1

I want to read specific bytes from a remote file using a python module. I am using urllib2. Specific bytes in the sense bytes in the form of Offset,Size. I know we can read X number of bytes from a remote file using urlopen(link).read(X). Is there any way so that I can read data which starts from Offset of length Size.?

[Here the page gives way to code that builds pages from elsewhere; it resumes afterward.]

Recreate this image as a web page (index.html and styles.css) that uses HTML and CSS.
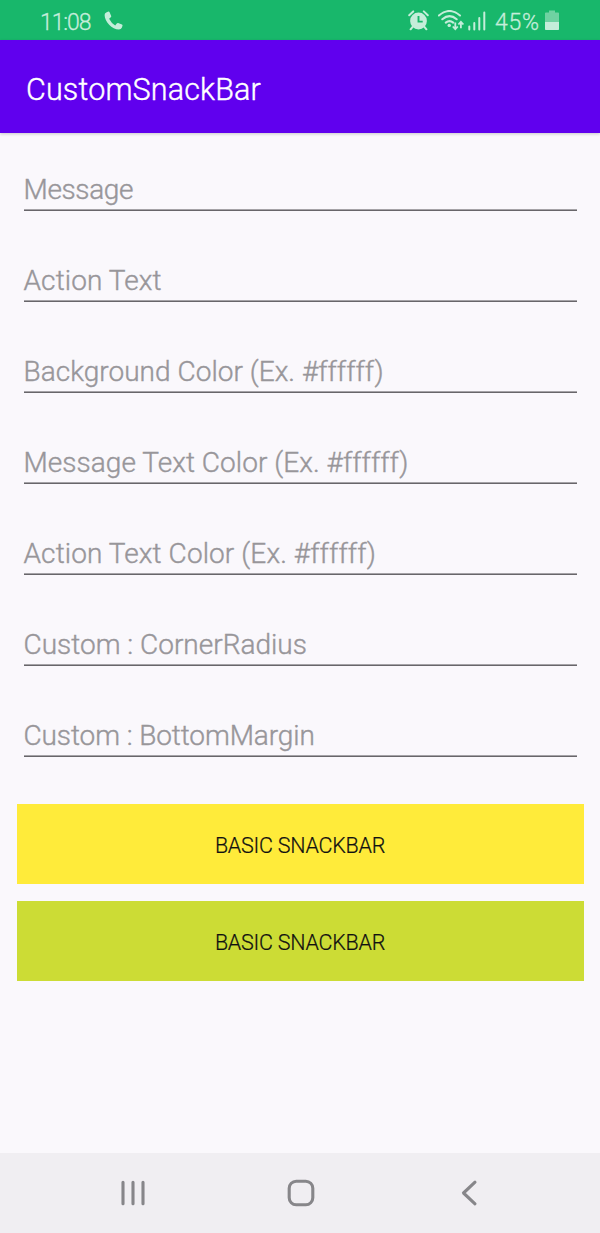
FILE: index.html
```html
<!DOCTYPE html>
<html lang="en">
<head>
<meta charset="utf-8">
<title>CustomSnackBar</title>
<link rel="stylesheet" href="styles.css">
</head>
<body>
<div class="screen">
  <header class="status">
    <span class="clock">11:08</span>
    <svg class="call" width="20" height="20" viewBox="0 0 20 20"><path d="M2.2 1.4 4.4.6Q5.2.5 5.6 1.2L7.2 5Q7.4 5.8 6.8 6.3L5.1 7.7Q7.2 11.9 11.2 14.4L12.8 12.4Q13.4 11.8 14.1 12L18 13.6Q18.7 14 18.5 14.8L17.8 16.8Q17 18.6 15 18.6C8 18.4.6 10.7.6 4Q.6 2.1 2.2 1.4Z"/></svg>
    <svg class="alarm" width="21" height="21" viewBox="0 0 21 21"><path d="M1.2 5.2 5.2 1.4M15.8 1.4l4 3.8M4.6 16.8l-2 2.5M16.4 16.8l2 2.5" class="stroke"/><circle cx="10.5" cy="11" r="8.4"/><path d="M10.5 6v5.6h4.2" class="hands"/></svg>
    <svg class="wifi" width="27" height="21" viewBox="0 0 27 21"><path d="M.9 5.5Q11.5-3.5 22 5.5M4.3 9.2q7.2-6.2 14.4 0M7.8 12.6q3.7-3 7.4 0" class="arc"/><circle cx="11.2" cy="15.4" r="1.7"/><path d="M17.3 12.6V19M14.8 16.5l2.5 2.7 2.5-2.7M22.9 18.2v-6M20.4 14.5l2.5-2.7 2.5 2.7" class="arrows"/></svg>
    <svg class="signal" width="18" height="20" viewBox="0 0 18 20"><path d="M1.3 15.5v3M6.3 12v6.5M11.3 7v11.5M16.3 1.5v17" class="stroke"/></svg>
    <span class="percent">45%</span>
    <svg class="battery" width="14" height="21" viewBox="0 0 14 21"><path d="M0 3.2Q0 2.4.8 2.4H4V.5h6v1.9h3.2q.8 0 .8.8V12H0Z" opacity=".5"/><path d="M0 12h14v7.2q0 .8-.8.8H.8Q0 20 0 19.2Z"/></svg>
  </header>
  <div class="toolbar"><h1 class="title">CustomSnackBar</h1></div>
  <main class="content">
    <div class="field"><span class="hint message">Message</span></div>
    <div class="field"><span class="hint action">Action Text</span></div>
    <div class="field"><span class="hint background">Background Color (Ex. #ffffff)</span></div>
    <div class="field"><span class="hint message-color">Message Text Color (Ex. #ffffff)</span></div>
    <div class="field"><span class="hint action-color">Action Text Color (Ex. #ffffff)</span></div>
    <div class="field"><span class="hint radius">Custom : CornerRadius</span></div>
    <div class="field"><span class="hint margin">Custom : BottomMargin</span></div>
    <div class="buttons">
      <button class="button yellow">BASIC SNACKBAR</button>
      <button class="button lime">BASIC SNACKBAR</button>
    </div>
  </main>
  <nav class="nav">
    <svg width="30" height="30" viewBox="0 0 30 30"><path d="M5 4.2v21.6M15 4.2v21.6M25 4.2v21.6"/></svg>
    <svg width="30" height="30" viewBox="0 0 30 30"><rect x="3.2" y="3.2" width="23.6" height="23.6" rx="7"/></svg>
    <svg width="30" height="30" viewBox="0 0 30 30"><path d="M21 4.2 9.5 15l11.5 10.8"/></svg>
  </nav>
</div>
</body>
</html>
```
FILE: styles.css
```css
* { box-sizing: border-box; }
body { margin: 0; background: #faf8fc; font-family: Roboto, "Liberation Sans", sans-serif; font-weight: 300; }
.screen { width: 600px; height: 1233px; display: flex; flex-direction: column; }
.status { height: 40px; background: #18b76b; color: #c5edda; display: flex; align-items: flex-start; padding: 10px 0 0 40px; font-size: 23px; line-height: 26px; -webkit-text-stroke: 0.3px; }
.status svg { fill: #c5edda; flex: none; }
.status .stroke { fill: none; stroke: #c5edda; stroke-width: 2; stroke-linecap: round; }
.status .hands { fill: none; stroke: #18b76b; stroke-width: 1.9; }
.status .arc { fill: none; stroke: #c5edda; stroke-width: 2.1; stroke-linecap: round; }
.status .arrows { fill: none; stroke: #c5edda; stroke-width: 1.8; }
.clock { width: 64px; letter-spacing: -1.1px; }
.call { margin-top: 1px; }
.alarm { margin-left: 284px; }
.wifi { margin-left: 9px; }
.signal { margin: 1px 0 0 3px; }
.percent { width: 49px; margin-left: 9px; letter-spacing: 0.8px; }
.battery { margin-left: 1px; }
.toolbar { height: 93px; background: #6000ee; display: flex; align-items: center; padding: 7px 0 0 26px; box-shadow: 0 1px 3px #0003; }
.title { margin: 0; color: #fff; font-size: 30.5px; line-height: 36px; font-weight: 300; letter-spacing: 0.15px; -webkit-text-stroke: 0.4px; }
.content { flex: 1; padding: 0 16.5px; }
.field { height: 91px; margin: 0 7px; background: linear-gradient(#a5a3a7 50%, #68666a 50%) bottom / 100% 2px no-repeat; display: flex; align-items: flex-end; padding-bottom: 5px; }
.field:first-child { height: 78px; }
.hint { color: #98969a; font-size: 28px; line-height: 33px; white-space: nowrap; -webkit-text-stroke: 0.4px; }
.message { letter-spacing: -0.35px; }
.action { letter-spacing: 0.1px; }
.background { letter-spacing: 0.03px; }
.message-color { letter-spacing: 0.05px; }
.action-color { letter-spacing: 0.1px; }
.margin { letter-spacing: -0.1px; }
.buttons { padding-top: 47px; display: flex; flex-direction: column; gap: 17px; }
.button { height: 80px; border: 0; padding: 4px 0 0; font: 300 21.5px/26px Roboto, "Liberation Sans", sans-serif; letter-spacing: -0.25px; color: #111; text-align: center; -webkit-text-stroke: 0.2px; }
.yellow { background: #ffeb3a; }
.lime { background: #ccdc35; }
.nav { height: 80px; background: #f0eef2; display: flex; justify-content: space-between; align-items: center; padding: 0 116px 0 118px; }
.nav svg { fill: none; stroke: #87868a; stroke-width: 3.1; stroke-linecap: round; stroke-linejoin: round; }
```
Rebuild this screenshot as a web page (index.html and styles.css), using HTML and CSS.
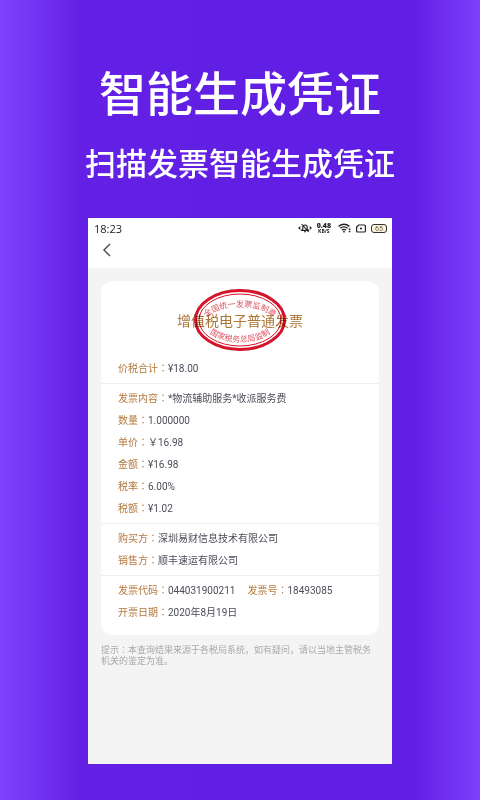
FILE: index.html
```html
<!DOCTYPE html>
<html lang="zh-CN">
<head>
    <meta charset="UTF-8">
    <meta name="viewport" content="width=device-width, initial-scale=1.0">
    <title>智能生成凭证</title>
    <link rel="stylesheet" href="styles.css">
</head>
<body>

    <header class="promo">
        <h1 class="promo-title">智能生成凭证</h1>
        <p class="promo-subtitle">扫描发票智能生成凭证</p>
    </header>

    <main class="phone">
        <!-- 状态栏 -->
        <div class="status-bar">
            <span class="clock">18:23</span>
            <div class="status-icons">
                <svg width="14" height="10" viewBox="0 0 14 10" fill="none" stroke="#222" stroke-width="1.1">
                    <path d="M3.6 7.4h6.8L9.2 5.8V4.2a2.2 2.2 0 0 0-4.4 0v1.6zM6 8.8h2M3.6 1l7 7.8"/>
                    <path d="M2.4 3.6L.8 5l1.6 1.4M11.6 3.6L13.2 5l-1.6 1.4"/>
                </svg>
                <span class="speed"><b>0.48</b><small>KB/S</small></span>
                <svg class="wifi" width="13" height="10" viewBox="0 0 13 10" fill="none" stroke="#222" stroke-width="1.4">
                    <path d="M.6 3.4Q6 -1 11.4 3.4M2.3 5.3Q6 2.4 9.7 5.3M4 7.1Q6 5.7 8 7.1"/>
                    <circle cx="6" cy="8.7" r=".9" fill="#222" stroke="none"/>
                    <path d="M11.6 5.6v1.5M11.6 7.8v1.5" stroke-width="1.6"/>
                </svg>
                <svg width="10" height="9" viewBox="0 0 10 9" fill="none" stroke="#222" stroke-width="1.2">
                    <path d="M2.6 1h5.8q1 0 1 1v5q0 1-1 1H1.6q-1 0-1-1V3z"/>
                    <circle cx="5" cy="4.5" r="1.1" fill="#222" stroke="none"/>
                </svg>
                <span class="battery">65</span>
            </div>
        </div>

        <nav class="nav-bar">
            <button class="back-button" type="button" aria-label="返回">
                <svg width="10" height="14" viewBox="0 0 10 14" fill="none" stroke="#55555c" stroke-width="1.5">
                    <path d="M8 1L2 7l6 6"/>
                </svg>
            </button>
        </nav>

        <!-- 发票内容 -->
        <div class="content">
            <article class="invoice">
                <div class="invoice-head">
                    <h2 class="invoice-title">增值税电子普通发票</h2>
                    <svg class="stamp" width="92" height="62" viewBox="0 0 92 62">
                        <defs>
                            <path id="arc-top" d="M10 32C20 13 72 13 82 32"/>
                            <path id="arc-bottom" d="M12 41C26 57 66 57 80 41"/>
                        </defs>
                        <ellipse cx="46" cy="31" rx="44.5" ry="29.5" fill="none" stroke="#d4142a" stroke-width="3"/>
                        <ellipse cx="46" cy="31" rx="41" ry="26" fill="none" stroke="#d4142a" stroke-width="1"/>
                        <text class="stamp-text"><textPath href="#arc-top" startOffset="50%">全国统一发票监制章</textPath></text>
                        <text class="stamp-text"><textPath href="#arc-bottom" startOffset="50%">国家税务总局监制</textPath></text>
                    </svg>
                </div>

                <dl class="section">
                    <div class="row"><dt>价税合计<span class="colon" lang="zh-Hant">：</span></dt><dd>¥18.00</dd></div>
                </dl>
                <dl class="section">
                    <div class="row"><dt>发票内容<span class="colon" lang="zh-Hant">：</span></dt><dd>*物流辅助服务*收派服务费</dd></div>
                    <div class="row"><dt>数量<span class="colon" lang="zh-Hant">：</span></dt><dd>1.000000</dd></div>
                    <div class="row"><dt>单价<span class="colon" lang="zh-Hant">：</span></dt><dd>￥16.98</dd></div>
                    <div class="row"><dt>金额<span class="colon" lang="zh-Hant">：</span></dt><dd>¥16.98</dd></div>
                    <div class="row"><dt>税率<span class="colon" lang="zh-Hant">：</span></dt><dd>6.00%</dd></div>
                    <div class="row"><dt>税额<span class="colon" lang="zh-Hant">：</span></dt><dd>¥1.02</dd></div>
                </dl>
                <dl class="section">
                    <div class="row"><dt>购买方<span class="colon" lang="zh-Hant">：</span></dt><dd>深圳易财信息技术有限公司</dd></div>
                    <div class="row"><dt>销售方<span class="colon" lang="zh-Hant">：</span></dt><dd>顺丰速运有限公司</dd></div>
                </dl>
                <dl class="section">
                    <div class="row">
                        <dt>发票代码<span class="colon" lang="zh-Hant">：</span></dt><dd class="code">044031900211</dd>
                        <dt>发票号<span class="colon" lang="zh-Hant">：</span></dt><dd>18493085</dd>
                    </div>
                    <div class="row"><dt>开票日期<span class="colon" lang="zh-Hant">：</span></dt><dd>2020年8月19日</dd></div>
                </dl>
            </article>

            <p class="hint">提示<span class="colon" lang="zh-Hant">：</span>本查询结果来源于各税局系统，如有疑问，请以当地主管税务机关的鉴定为准。</p>
        </div>
    </main>

</body>
</html>
```
FILE: styles.css
```css
/* 通用样式 */
* {
    box-sizing: border-box;
    margin: 0;
    padding: 0;
}

body {
    display: flex;
    flex-direction: column;
    min-height: 100vh;
    padding: 66px 88px 36px;
    font-family: Roboto, "Noto Sans CJK SC", sans-serif;
    background: linear-gradient(90deg, #8041fd 0%, #7434f3 7%, #6421e5 16%, #611fe4 50%, #611ee4 86%, #7131f2 94%, #7e3ffc 100%);
}

/* 标题 */
.promo {
    display: flex;
    flex-direction: column;
    align-items: center;
    gap: 20px;
    padding-bottom: 32px;
    color: #fff;
    white-space: nowrap;
}

.promo-title {
    font-size: 47px;
    font-weight: 500;
    line-height: 58px;
}

.promo-subtitle {
    font-size: 31px;
    font-weight: 500;
    line-height: 42px;
}

/* 手机画面 */
.phone {
    flex: 1;
    background: #f4f4f5;
}

.status-bar {
    display: flex;
    align-items: center;
    justify-content: space-between;
    height: 20px;
    padding: 0 5px 0 6px;
    background: #fff;
    color: #222;
}

.clock {
    font-family: "Open Sans", sans-serif;
    font-size: 11px;
}

.status-icons {
    display: flex;
    align-items: center;
    gap: 5px;
}

.speed {
    display: flex;
    flex-direction: column;
    align-items: center;
    font-family: "Open Sans", sans-serif;
    font-weight: 700;
}

.speed b {
    font-size: 7px;
    line-height: 7px;
}

.speed small {
    font-size: 5px;
    line-height: 5px;
}

.wifi {
    margin-left: 2px;
}

.battery {
    width: 16px;
    height: 9px;
    border: 1px solid #333;
    border-radius: 3px;
    background: #fbf3df;
    color: #6b5a3a;
    font-size: 7px;
    line-height: 8px;
    text-align: center;
}

.nav-bar {
    height: 30px;
    padding-left: 9px;
    background: #fff;
}

.back-button {
    display: flex;
    align-items: center;
    justify-content: center;
    width: 20px;
    height: 24px;
    border: none;
    background: none;
    cursor: pointer;
}

.content {
    padding: 13px 13px 0;
}

/* 发票卡片 */
.invoice {
    padding-bottom: 8px;
    background: #fff;
    border-radius: 12px;
}

.invoice-head {
    position: relative;
    padding: 30px 0 27px;
    text-align: center;
}

.invoice-title {
    color: #ae7636;
    font-size: 14px;
    font-weight: 400;
    line-height: 20px;
}

/* 印章盖在标题上 */
.stamp {
    position: absolute;
    top: 8px;
    left: 50%;
    margin-left: -46px;
    mix-blend-mode: multiply;
}

.stamp-text {
    fill: #dc5260;
    font-size: 8px;
    text-anchor: middle;
}

.section {
    padding: 4px 17px 3px;
    font-size: 10px;
    line-height: 22px;
}

.invoice-head + .section {
    padding-top: 0;
}

.section + .section {
    border-top: 1px solid #f0f0f0;
}

.row {
    display: flex;
    height: 22px;
    white-space: nowrap;
}

.row dt {
    color: #b47a3e;
}

.row dd {
    color: #4c4c58;
}

.row .code {
    margin-right: 12px;
}

/* 冒号居中显示 */
.colon {
    font-family: "Noto Sans CJK TC", sans-serif;
    line-height: 1;
}

.hint {
    padding-top: 10px;
    color: #a9a9a9;
    font-size: 9px;
    line-height: 11px;
}
```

def readSpecificBytes(link,Offset,size):
# code to be written
Heisenberg
  • 1,500
  • 3
  • 18
  • 35

2 Answers2

3

This will work with many servers (Apache, etc.), but doesn't always work, esp. not with dynamic content like CGI (*.php, *.cgi, etc.):

import urllib2
def get_part_of_url(link, start_byte, end_byte):
    req = urllib2.Request(link)
    req.add_header('Range', 'bytes=' + str(start_byte) + '-' + str(end_byte))
    resp = urllib2.urlopen(req)
    content = resp.read()

Note that this approach means that the server never has to send and you never download the data you don't need/want, which could save tons of bandwidth if you only want a small amount of data from a large file.

When it doesn't work, just read the first set of bytes before the rest.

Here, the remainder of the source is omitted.